How to get screwed by 3rd Party body shops in India

It seems to me like I have spent the last 18 months interviewing in Chennai and that's not far off the facts, with issues with some of the developers we have actually hired, ranging from them not being developers at all to them simply not being up to the standard we require.
However the current issue we have is becoming a real pain and I am sure that others out there have come across this. It seems to be that our management is very keen on getting people from a 3rd party body shop, not a specific one as we have now hired from 3 different ones within the dept. In the past 3 months we have interviewed 3 people from this one particular company, 2 of which have been fine. In both these cases we have reported back to the parent company that we would like to get this candidate on board, in both cases these are Notes Developers but they also have team leader or man-management skills to head up the team in Chennai and take some of the day-day management away from me. Anyway in both cases we have had positive comeback from the company and then nothing, followed a few weeks later by the reporting back that the person wants more than we currently offer, eg. come and work in the UK etc. and consequently they are not joining the contract house. This after my company has given them an HR interview in Chennai, we give them a telephone interview from here in the UK, a technical test etc etc etc and we then find out that in fact we are interviewing these candidates almost on behalf of this 3rd party company who them come to us to try and get more if that is what the candidate wants. Sadly enough this usually never works as we don't want to bring a contractor over to the UK for 3 months (did this once at the cost of £4k per month on top of salary, where did the low cost go) where as if he was an employee of our company it would be a possibility.
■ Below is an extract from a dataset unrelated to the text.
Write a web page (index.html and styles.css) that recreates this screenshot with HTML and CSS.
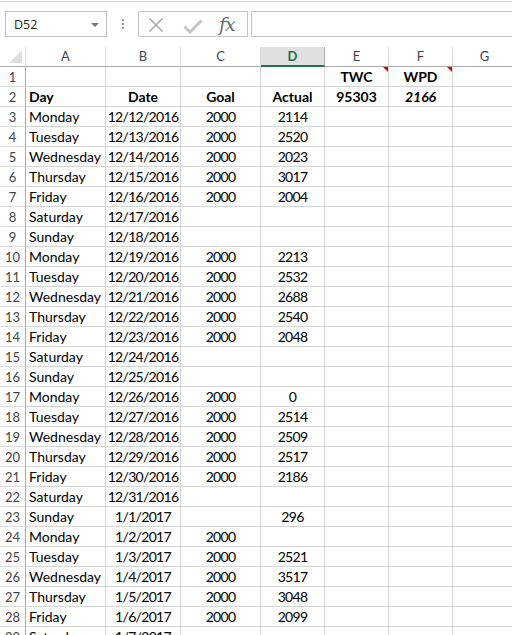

We are still going through pain with this situation and I can't really see how we can get round this, one of the problems we have is that the kind of candidate we are looking for doesn't want to work for us and if they do we can't get them the kind of salary they want and while this perpetual cycle continues management are happily under the impression that because they have allowed you to recruit for a Developer that that will actually solve the problem even if you aren't actually able to find a competent Developer based on the salary they will offer in this Low Cost Center.